**EXERCISE TASK:** Among the lines of the listing below, retype exactly those from the one containing "Output the component" through the one containing "const items = ['2', '3', '4', '5', '6', '7'];", both included. Do not include pictures.

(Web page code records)
== == ==

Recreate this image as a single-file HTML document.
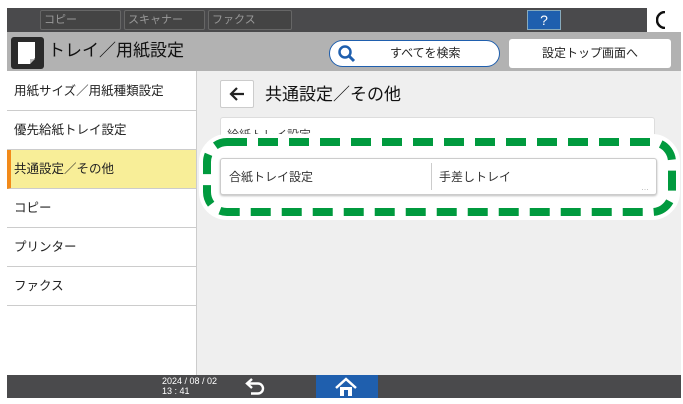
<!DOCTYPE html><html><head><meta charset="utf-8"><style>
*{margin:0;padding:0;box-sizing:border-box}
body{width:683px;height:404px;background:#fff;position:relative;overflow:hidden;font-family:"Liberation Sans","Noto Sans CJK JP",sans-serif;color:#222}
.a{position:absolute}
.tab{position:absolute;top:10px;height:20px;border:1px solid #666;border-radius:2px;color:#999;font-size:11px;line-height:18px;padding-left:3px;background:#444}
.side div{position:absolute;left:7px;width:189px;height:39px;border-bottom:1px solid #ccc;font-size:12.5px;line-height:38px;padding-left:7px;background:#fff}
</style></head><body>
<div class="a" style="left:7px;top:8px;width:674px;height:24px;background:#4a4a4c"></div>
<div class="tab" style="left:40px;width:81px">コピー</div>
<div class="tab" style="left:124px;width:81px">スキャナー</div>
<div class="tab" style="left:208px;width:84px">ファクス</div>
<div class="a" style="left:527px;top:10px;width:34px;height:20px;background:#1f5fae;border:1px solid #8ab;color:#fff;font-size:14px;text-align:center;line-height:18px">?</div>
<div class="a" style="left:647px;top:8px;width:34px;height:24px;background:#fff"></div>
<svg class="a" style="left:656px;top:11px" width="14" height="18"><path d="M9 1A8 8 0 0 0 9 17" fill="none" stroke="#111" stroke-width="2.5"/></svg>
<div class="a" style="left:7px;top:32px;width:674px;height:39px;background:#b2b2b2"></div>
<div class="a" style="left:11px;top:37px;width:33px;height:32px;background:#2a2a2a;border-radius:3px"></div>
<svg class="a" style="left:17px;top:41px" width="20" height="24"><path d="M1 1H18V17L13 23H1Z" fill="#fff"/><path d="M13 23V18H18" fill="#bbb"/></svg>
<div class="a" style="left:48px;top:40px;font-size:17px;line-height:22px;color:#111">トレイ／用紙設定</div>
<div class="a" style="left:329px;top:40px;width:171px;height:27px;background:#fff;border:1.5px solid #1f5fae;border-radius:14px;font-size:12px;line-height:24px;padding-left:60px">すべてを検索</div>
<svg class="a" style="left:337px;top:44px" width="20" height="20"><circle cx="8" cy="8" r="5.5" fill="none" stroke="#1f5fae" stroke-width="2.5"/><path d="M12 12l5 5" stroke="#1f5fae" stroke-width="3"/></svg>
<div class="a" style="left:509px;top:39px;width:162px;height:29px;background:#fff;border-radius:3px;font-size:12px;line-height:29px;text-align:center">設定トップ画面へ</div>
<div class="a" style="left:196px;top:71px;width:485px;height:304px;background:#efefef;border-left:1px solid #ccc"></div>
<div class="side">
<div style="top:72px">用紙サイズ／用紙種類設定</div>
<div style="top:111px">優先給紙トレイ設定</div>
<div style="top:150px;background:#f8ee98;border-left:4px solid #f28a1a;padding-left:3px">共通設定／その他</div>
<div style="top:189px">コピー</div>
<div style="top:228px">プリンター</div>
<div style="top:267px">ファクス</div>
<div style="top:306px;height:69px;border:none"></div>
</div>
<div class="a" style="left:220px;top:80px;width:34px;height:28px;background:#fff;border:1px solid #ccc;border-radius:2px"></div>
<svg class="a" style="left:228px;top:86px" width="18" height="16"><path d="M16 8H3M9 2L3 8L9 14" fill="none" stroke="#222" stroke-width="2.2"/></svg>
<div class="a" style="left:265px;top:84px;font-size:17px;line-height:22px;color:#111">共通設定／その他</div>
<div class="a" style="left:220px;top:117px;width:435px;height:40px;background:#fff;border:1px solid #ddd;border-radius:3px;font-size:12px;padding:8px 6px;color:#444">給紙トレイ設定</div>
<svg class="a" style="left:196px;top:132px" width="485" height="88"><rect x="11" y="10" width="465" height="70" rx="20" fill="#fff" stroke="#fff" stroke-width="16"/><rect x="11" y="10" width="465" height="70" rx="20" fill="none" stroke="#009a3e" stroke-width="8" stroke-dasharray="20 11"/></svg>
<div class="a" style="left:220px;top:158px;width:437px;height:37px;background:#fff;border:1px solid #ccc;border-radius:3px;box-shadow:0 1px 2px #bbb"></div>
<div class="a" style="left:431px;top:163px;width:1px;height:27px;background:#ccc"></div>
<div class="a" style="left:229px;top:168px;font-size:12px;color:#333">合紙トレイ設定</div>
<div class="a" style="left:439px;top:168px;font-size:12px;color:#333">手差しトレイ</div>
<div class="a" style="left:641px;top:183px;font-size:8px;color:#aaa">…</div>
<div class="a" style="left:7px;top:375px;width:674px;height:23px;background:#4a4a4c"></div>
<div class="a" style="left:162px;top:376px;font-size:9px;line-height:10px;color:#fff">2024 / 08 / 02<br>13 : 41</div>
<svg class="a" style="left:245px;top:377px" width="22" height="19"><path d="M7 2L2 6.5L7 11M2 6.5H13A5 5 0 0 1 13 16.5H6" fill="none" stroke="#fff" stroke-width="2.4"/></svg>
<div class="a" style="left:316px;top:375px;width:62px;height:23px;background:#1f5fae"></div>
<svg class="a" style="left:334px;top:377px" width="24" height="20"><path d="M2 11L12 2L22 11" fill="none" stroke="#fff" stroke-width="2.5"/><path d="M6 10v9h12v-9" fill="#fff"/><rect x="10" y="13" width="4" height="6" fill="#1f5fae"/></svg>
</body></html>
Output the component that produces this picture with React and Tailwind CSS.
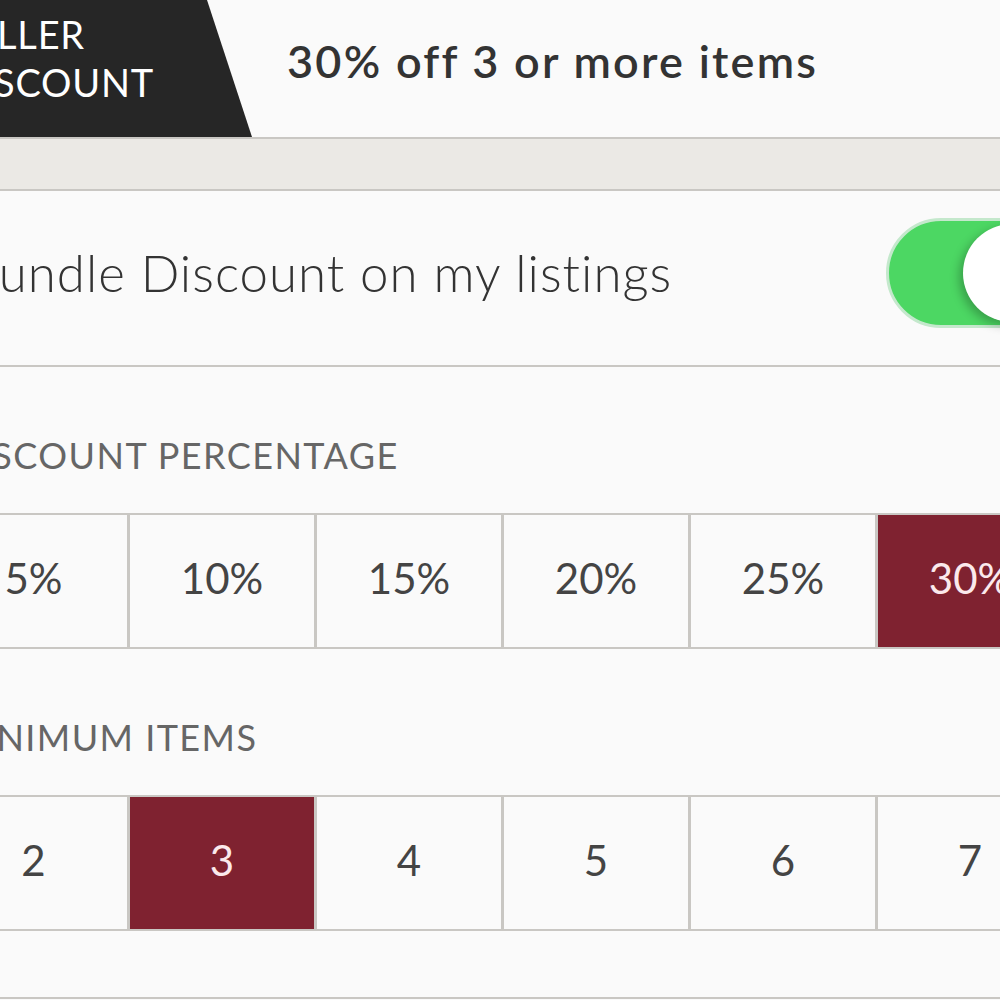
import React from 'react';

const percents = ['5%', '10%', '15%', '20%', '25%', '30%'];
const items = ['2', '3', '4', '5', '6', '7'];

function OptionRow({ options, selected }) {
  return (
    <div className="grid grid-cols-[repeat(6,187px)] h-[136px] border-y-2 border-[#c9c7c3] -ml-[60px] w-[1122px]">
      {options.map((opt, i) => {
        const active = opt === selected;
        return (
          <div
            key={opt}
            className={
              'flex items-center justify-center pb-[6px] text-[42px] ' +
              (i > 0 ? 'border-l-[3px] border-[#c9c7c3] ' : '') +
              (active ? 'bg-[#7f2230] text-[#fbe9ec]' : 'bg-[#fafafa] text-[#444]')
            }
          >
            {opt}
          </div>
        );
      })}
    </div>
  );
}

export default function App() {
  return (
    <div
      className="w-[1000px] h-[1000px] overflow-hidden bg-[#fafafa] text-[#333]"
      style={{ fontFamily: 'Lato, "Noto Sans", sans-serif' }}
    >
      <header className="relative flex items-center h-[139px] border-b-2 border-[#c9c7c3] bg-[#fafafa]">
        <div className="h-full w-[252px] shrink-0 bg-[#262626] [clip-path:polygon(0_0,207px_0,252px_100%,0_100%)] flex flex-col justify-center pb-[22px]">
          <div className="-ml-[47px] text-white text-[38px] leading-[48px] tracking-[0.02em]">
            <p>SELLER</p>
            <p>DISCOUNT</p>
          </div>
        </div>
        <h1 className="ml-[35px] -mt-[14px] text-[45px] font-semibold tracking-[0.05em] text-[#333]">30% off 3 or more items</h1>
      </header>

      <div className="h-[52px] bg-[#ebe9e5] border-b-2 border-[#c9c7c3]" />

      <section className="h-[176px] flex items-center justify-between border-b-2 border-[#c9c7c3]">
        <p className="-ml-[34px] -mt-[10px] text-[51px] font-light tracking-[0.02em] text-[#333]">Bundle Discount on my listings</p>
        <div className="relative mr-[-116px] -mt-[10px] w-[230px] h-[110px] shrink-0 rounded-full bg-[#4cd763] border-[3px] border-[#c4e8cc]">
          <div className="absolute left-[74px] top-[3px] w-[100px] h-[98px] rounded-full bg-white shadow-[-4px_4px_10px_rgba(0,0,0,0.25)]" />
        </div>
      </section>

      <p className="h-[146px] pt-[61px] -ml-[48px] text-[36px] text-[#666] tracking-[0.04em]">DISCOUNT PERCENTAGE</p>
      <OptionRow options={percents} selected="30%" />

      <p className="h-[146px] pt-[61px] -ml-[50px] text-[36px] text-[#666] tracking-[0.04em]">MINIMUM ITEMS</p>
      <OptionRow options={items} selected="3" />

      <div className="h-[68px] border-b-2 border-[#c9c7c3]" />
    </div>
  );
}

== == ==

**TASK SOLUTION:**
Output the component that produces this picture with React and Tailwind CSS.
import React from 'react';

const percents = ['5%', '10%', '15%', '20%', '25%', '30%'];
const items = ['2', '3', '4', '5', '6', '7'];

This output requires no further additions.